===== GIVEN MATERIAL =====
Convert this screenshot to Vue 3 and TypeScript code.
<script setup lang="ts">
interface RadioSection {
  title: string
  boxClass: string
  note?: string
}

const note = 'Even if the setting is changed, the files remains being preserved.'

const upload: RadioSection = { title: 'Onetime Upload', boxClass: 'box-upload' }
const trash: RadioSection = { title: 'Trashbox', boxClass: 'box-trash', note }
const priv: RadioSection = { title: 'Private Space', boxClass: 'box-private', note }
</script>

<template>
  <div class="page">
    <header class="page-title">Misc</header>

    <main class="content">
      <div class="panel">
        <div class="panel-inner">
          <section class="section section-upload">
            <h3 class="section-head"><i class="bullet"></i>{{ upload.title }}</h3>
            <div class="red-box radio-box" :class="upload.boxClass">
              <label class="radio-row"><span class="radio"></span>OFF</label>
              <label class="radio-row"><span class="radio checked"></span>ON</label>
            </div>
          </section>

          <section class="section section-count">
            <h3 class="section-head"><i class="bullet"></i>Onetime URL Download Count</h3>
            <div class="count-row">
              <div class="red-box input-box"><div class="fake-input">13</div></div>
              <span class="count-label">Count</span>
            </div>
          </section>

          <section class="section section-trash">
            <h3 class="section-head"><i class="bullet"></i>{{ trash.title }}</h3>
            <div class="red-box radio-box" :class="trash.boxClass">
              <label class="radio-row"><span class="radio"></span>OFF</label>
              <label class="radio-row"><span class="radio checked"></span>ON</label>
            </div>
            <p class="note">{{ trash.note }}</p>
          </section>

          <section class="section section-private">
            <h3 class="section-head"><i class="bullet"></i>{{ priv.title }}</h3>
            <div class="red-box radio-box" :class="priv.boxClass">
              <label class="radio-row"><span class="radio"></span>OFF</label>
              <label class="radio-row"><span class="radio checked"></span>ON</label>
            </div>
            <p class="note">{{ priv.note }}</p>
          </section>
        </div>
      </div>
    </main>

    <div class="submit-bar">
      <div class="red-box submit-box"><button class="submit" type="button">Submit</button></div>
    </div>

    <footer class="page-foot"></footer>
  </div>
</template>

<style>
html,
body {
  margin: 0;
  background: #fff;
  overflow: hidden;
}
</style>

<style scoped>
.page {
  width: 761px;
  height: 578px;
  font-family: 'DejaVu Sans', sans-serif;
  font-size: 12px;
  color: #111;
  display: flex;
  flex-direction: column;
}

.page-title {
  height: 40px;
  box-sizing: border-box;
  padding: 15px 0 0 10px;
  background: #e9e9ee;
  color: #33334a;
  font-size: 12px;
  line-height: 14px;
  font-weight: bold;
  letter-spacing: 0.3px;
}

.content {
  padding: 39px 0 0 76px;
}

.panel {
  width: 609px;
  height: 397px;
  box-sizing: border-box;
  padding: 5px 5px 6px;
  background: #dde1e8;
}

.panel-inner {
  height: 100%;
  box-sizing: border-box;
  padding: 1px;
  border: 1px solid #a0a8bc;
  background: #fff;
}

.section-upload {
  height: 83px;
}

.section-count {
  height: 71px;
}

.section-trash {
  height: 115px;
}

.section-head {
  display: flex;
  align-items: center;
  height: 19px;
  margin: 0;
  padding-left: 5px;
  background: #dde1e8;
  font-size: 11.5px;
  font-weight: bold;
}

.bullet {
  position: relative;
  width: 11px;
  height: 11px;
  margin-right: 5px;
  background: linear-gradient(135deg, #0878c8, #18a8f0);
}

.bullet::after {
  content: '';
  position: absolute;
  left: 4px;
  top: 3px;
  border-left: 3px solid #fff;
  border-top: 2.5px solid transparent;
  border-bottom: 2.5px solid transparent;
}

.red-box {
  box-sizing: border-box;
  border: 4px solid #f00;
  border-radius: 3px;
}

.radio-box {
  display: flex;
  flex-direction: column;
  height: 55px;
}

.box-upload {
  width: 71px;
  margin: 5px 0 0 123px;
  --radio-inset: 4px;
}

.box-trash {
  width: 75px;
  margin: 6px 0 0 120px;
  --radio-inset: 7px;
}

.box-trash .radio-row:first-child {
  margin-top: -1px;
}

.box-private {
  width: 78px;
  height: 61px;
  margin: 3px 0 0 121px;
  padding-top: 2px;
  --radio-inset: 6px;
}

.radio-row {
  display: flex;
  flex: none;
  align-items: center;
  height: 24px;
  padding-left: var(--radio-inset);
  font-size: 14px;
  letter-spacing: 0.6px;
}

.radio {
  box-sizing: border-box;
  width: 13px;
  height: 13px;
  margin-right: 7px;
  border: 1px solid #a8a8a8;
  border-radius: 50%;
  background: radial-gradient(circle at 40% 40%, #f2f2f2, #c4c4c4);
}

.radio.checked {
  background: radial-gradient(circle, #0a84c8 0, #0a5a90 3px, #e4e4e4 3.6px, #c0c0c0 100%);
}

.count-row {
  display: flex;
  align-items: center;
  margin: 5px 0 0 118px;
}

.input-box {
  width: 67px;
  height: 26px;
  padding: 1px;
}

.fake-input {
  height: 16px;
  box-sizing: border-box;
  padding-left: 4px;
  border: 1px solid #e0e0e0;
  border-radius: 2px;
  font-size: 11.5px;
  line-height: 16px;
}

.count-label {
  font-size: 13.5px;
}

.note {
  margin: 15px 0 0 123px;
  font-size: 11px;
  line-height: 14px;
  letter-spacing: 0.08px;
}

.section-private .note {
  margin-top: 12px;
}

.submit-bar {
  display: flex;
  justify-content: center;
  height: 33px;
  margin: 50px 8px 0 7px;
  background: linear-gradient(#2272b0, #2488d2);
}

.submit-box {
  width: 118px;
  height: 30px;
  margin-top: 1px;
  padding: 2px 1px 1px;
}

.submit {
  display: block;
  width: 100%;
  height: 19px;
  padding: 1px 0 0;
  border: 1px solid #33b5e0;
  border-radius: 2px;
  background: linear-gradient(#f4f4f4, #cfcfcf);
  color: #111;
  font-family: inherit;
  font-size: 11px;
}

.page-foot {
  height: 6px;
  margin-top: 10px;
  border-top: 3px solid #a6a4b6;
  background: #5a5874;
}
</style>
=====
_THE REQUEST_: Copy out each line exactly as written.

_ANSWER FOR THIS EXERCISE_:
Convert this screenshot to Vue 3 and TypeScript code.
<script setup lang="ts">
interface RadioSection {
  title: string
  boxClass: string
  note?: string
}

const note = 'Even if the setting is changed, the files remains being preserved.'

const upload: RadioSection = { title: 'Onetime Upload', boxClass: 'box-upload' }
const trash: RadioSection = { title: 'Trashbox', boxClass: 'box-trash', note }
const priv: RadioSection = { title: 'Private Space', boxClass: 'box-private', note }
</script>

<template>
  <div class="page">
    <header class="page-title">Misc</header>

    <main class="content">
      <div class="panel">
        <div class="panel-inner">
          <section class="section section-upload">
            <h3 class="section-head"><i class="bullet"></i>{{ upload.title }}</h3>
            <div class="red-box radio-box" :class="upload.boxClass">
              <label class="radio-row"><span class="radio"></span>OFF</label>
              <label class="radio-row"><span class="radio checked"></span>ON</label>
            </div>
          </section>

          <section class="section section-count">
            <h3 class="section-head"><i class="bullet"></i>Onetime URL Download Count</h3>
            <div class="count-row">
              <div class="red-box input-box"><div class="fake-input">13</div></div>
              <span class="count-label">Count</span>
            </div>
          </section>

          <section class="section section-trash">
            <h3 class="section-head"><i class="bullet"></i>{{ trash.title }}</h3>
            <div class="red-box radio-box" :class="trash.boxClass">
              <label class="radio-row"><span class="radio"></span>OFF</label>
              <label class="radio-row"><span class="radio checked"></span>ON</label>
            </div>
            <p class="note">{{ trash.note }}</p>
          </section>

          <section class="section section-private">
            <h3 class="section-head"><i class="bullet"></i>{{ priv.title }}</h3>
            <div class="red-box radio-box" :class="priv.boxClass">
              <label class="radio-row"><span class="radio"></span>OFF</label>
              <label class="radio-row"><span class="radio checked"></span>ON</label>
            </div>
            <p class="note">{{ priv.note }}</p>
          </section>
        </div>
      </div>
    </main>

    <div class="submit-bar">
      <div class="red-box submit-box"><button class="submit" type="button">Submit</button></div>
    </div>

    <footer class="page-foot"></footer>
  </div>
</template>

<style>
html,
body {
  margin: 0;
  background: #fff;
  overflow: hidden;
}
</style>

<style scoped>
.page {
  width: 761px;
  height: 578px;
  font-family: 'DejaVu Sans', sans-serif;
  font-size: 12px;
  color: #111;
  display: flex;
  flex-direction: column;
}

.page-title {
  height: 40px;
  box-sizing: border-box;
  padding: 15px 0 0 10px;
  background: #e9e9ee;
  color: #33334a;
  font-size: 12px;
  line-height: 14px;
  font-weight: bold;
  letter-spacing: 0.3px;
}

.content {
  padding: 39px 0 0 76px;
}

.panel {
  width: 609px;
  height: 397px;
  box-sizing: border-box;
  padding: 5px 5px 6px;
  background: #dde1e8;
}

.panel-inner {
  height: 100%;
  box-sizing: border-box;
  padding: 1px;
  border: 1px solid #a0a8bc;
  background: #fff;
}

.section-upload {
  height: 83px;
}

.section-count {
  height: 71px;
}

.section-trash {
  height: 115px;
}

.section-head {
  display: flex;
  align-items: center;
  height: 19px;
  margin: 0;
  padding-left: 5px;
  background: #dde1e8;
  font-size: 11.5px;
  font-weight: bold;
}

.bullet {
  position: relative;
  width: 11px;
  height: 11px;
  margin-right: 5px;
  background: linear-gradient(135deg, #0878c8, #18a8f0);
}

.bullet::after {
  content: '';
  position: absolute;
  left: 4px;
  top: 3px;
  border-left: 3px solid #fff;
  border-top: 2.5px solid transparent;
  border-bottom: 2.5px solid transparent;
}

.red-box {
  box-sizing: border-box;
  border: 4px solid #f00;
  border-radius: 3px;
}

.radio-box {
  display: flex;
  flex-direction: column;
  height: 55px;
}

.box-upload {
  width: 71px;
  margin: 5px 0 0 123px;
  --radio-inset: 4px;
}

.box-trash {
  width: 75px;
  margin: 6px 0 0 120px;
  --radio-inset: 7px;
}

.box-trash .radio-row:first-child {
  margin-top: -1px;
}

.box-private {
  width: 78px;
  height: 61px;
  margin: 3px 0 0 121px;
  padding-top: 2px;
  --radio-inset: 6px;
}

.radio-row {
  display: flex;
  flex: none;
  align-items: center;
  height: 24px;
  padding-left: var(--radio-inset);
  font-size: 14px;
  letter-spacing: 0.6px;
}

.radio {
  box-sizing: border-box;
  width: 13px;
  height: 13px;
  margin-right: 7px;
  border: 1px solid #a8a8a8;
  border-radius: 50%;
  background: radial-gradient(circle at 40% 40%, #f2f2f2, #c4c4c4);
}

.radio.checked {
  background: radial-gradient(circle, #0a84c8 0, #0a5a90 3px, #e4e4e4 3.6px, #c0c0c0 100%);
}

.count-row {
  display: flex;
  align-items: center;
  margin: 5px 0 0 118px;
}

.input-box {
  width: 67px;
  height: 26px;
  padding: 1px;
}

.fake-input {
  height: 16px;
  box-sizing: border-box;
  padding-left: 4px;
  border: 1px solid #e0e0e0;
  border-radius: 2px;
  font-size: 11.5px;
  line-height: 16px;
}

.count-label {
  font-size: 13.5px;
}

.note {
  margin: 15px 0 0 123px;
  font-size: 11px;
  line-height: 14px;
  letter-spacing: 0.08px;
}

.section-private .note {
  margin-top: 12px;
}

.submit-bar {
  display: flex;
  justify-content: center;
  height: 33px;
  margin: 50px 8px 0 7px;
  background: linear-gradient(#2272b0, #2488d2);
}

.submit-box {
  width: 118px;
  height: 30px;
  margin-top: 1px;
  padding: 2px 1px 1px;
}

.submit {
  display: block;
  width: 100%;
  height: 19px;
  padding: 1px 0 0;
  border: 1px solid #33b5e0;
  border-radius: 2px;
  background: linear-gradient(#f4f4f4, #cfcfcf);
  color: #111;
  font-family: inherit;
  font-size: 11px;
}

.page-foot {
  height: 6px;
  margin-top: 10px;
  border-top: 3px solid #a6a4b6;
  background: #5a5874;
}
</style>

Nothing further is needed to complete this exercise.